» What needs to be done
Going through the material below, please gather all lines with the word "styles" in them.

·····

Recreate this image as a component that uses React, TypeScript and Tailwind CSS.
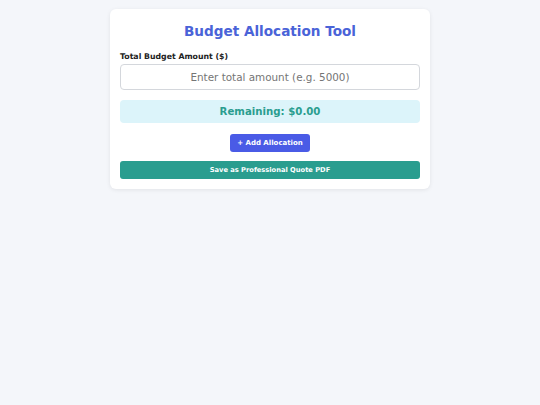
export default function App() {
  return (
    <div className="min-h-screen w-full bg-[#f4f6fa]" style={{ fontFamily: '"DejaVu Sans", sans-serif' }}>
      <div className="flex justify-center pt-[9px]">
        <div className="w-[320px] rounded-[6px] bg-white px-[10px] pt-[12px] pb-[10px] shadow-[0_1px_4px_rgba(0,0,0,0.08)]">
          <h1 className="text-center text-[13.6px] font-bold leading-[20px] text-[#4a63d8]">Budget Allocation Tool</h1>
          <label className="mt-[10px] block text-[7.8px] font-bold leading-[12px] text-[#222]">Total Budget Amount ($)</label>
          <input
            className="mt-[1px] block h-[26px] w-full rounded-[4px] border border-[#d4d7dc] text-center text-[10.4px] text-[#333] outline-none placeholder:text-[#757575]"
            placeholder="Enter total amount (e.g. 5000)"
          />
          <div className="mt-[10px] flex h-[23px] items-center justify-center rounded-[4px] bg-[#dcf4fa] text-[10.2px] font-bold text-[#2a9d8f]">
            Remaining: $0.00
          </div>
          <div className="mt-[11px] flex justify-center">
            <button className="h-[18px] w-[80px] rounded-[3px] bg-[#4a5be6] text-[7px] font-bold text-white">+ Add Allocation</button>
          </div>
          <button className="mt-[9px] block h-[18px] w-full rounded-[3px] bg-[#2a9d8f] text-[6.7px] font-bold text-white">
            Save as Professional Quote PDF
          </button>
        </div>
      </div>
    </div>
  );
}
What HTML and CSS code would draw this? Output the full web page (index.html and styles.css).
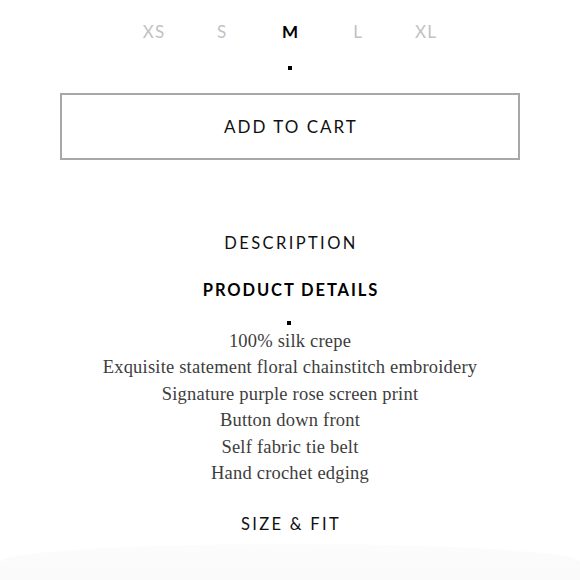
FILE: index.html
```html
<!DOCTYPE html>
<html lang="en">
<head>
<meta charset="utf-8">
<title>Product</title>
<link rel="stylesheet" href="styles.css">
</head>
<body>
<main class="page">
  <div class="sizes">
    <div class="size"><span class="size-label">XS</span></div>
    <div class="size"><span class="size-label">S</span></div>
    <div class="size active"><span class="size-label">M</span><span class="dot"></span></div>
    <div class="size"><span class="size-label">L</span></div>
    <div class="size"><span class="size-label">XL</span></div>
  </div>
  <button class="cart">ADD TO CART</button>
  <h2 class="tab">DESCRIPTION</h2>
  <h2 class="tab tab-active">PRODUCT DETAILS</h2>
  <span class="dot dot-center"></span>
  <ul class="details">
    <li>100% silk crepe</li>
    <li>Exquisite statement floral chainstitch embroidery</li>
    <li>Signature purple rose screen print</li>
    <li>Button down front</li>
    <li>Self fabric tie belt</li>
    <li>Hand crochet edging</li>
  </ul>
  <h2 class="tab tab-last">SIZE &amp; FIT</h2>
  <div class="sheet"></div>
</main>
</body>
</html>
```
FILE: styles.css
```css
* { box-sizing: border-box; }
html, body { margin: 0; padding: 0; background: #fff; }
body { font-family: Lato, "Liberation Sans", sans-serif; color: #111; overflow: hidden; height: 580px; }
.page { display: flex; flex-direction: column; align-items: center; width: 580px; overflow: hidden; }
.sizes { display: flex; justify-content: center; padding-top: 20px; margin-left: 0; }
.size { width: 68px; display: flex; flex-direction: column; align-items: center; }
.size-label { font-size: 17px; line-height: 24px; color: #c2c2c2; letter-spacing: 1px; }
.size.active .size-label { color: #000; font-weight: 700; letter-spacing: 0; }
.dot { display: block; width: 4px; height: 4px; background: #000; }
.size .dot { margin-top: 22px; }
.sizes + .cart { margin-top: 23px; }
.size.active { height: 50px; }
.cart {
  width: 460px; height: 67px; border: 2px solid #a8a8a8; background: #fff;
  font-family: Lato, "Liberation Sans", sans-serif; font-size: 17px; letter-spacing: 2px;
  color: #111; padding: 0 0 0 2px; margin: 0;
}
.tab { margin: 0; font-weight: 400; font-size: 16.5px; line-height: 24px; letter-spacing: 2.4px; color: #111; padding-left: 2px; }
.cart + .tab { margin-top: 71px; }
.tab-active { margin-top: 23px; font-weight: 700; letter-spacing: 1.9px; color: #000; }
.dot-center { margin-top: 19px; margin-left: -2px; }
.details { list-style: none; margin: 3px 0 0; padding: 0; text-align: center;
  font-family: "Liberation Serif", serif; font-size: 18.5px; line-height: 26.4px; color: #3d3d3d; letter-spacing: 0.2px; }
.tab-last { margin-top: 26px; font-weight: 400; letter-spacing: 2.3px; }
.sheet { width: 580px; height: 50px; margin-top: 8px; border-radius: 50% 50% 0 0 / 18px 18px 0 0; background: linear-gradient(#fcfcfc, #f9f9f9); flex: none; }
```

·····

» Exercise solution
What HTML and CSS code would draw this? Output the full web page (index.html and styles.css).
<link rel="stylesheet" href="styles.css">
FILE: styles.css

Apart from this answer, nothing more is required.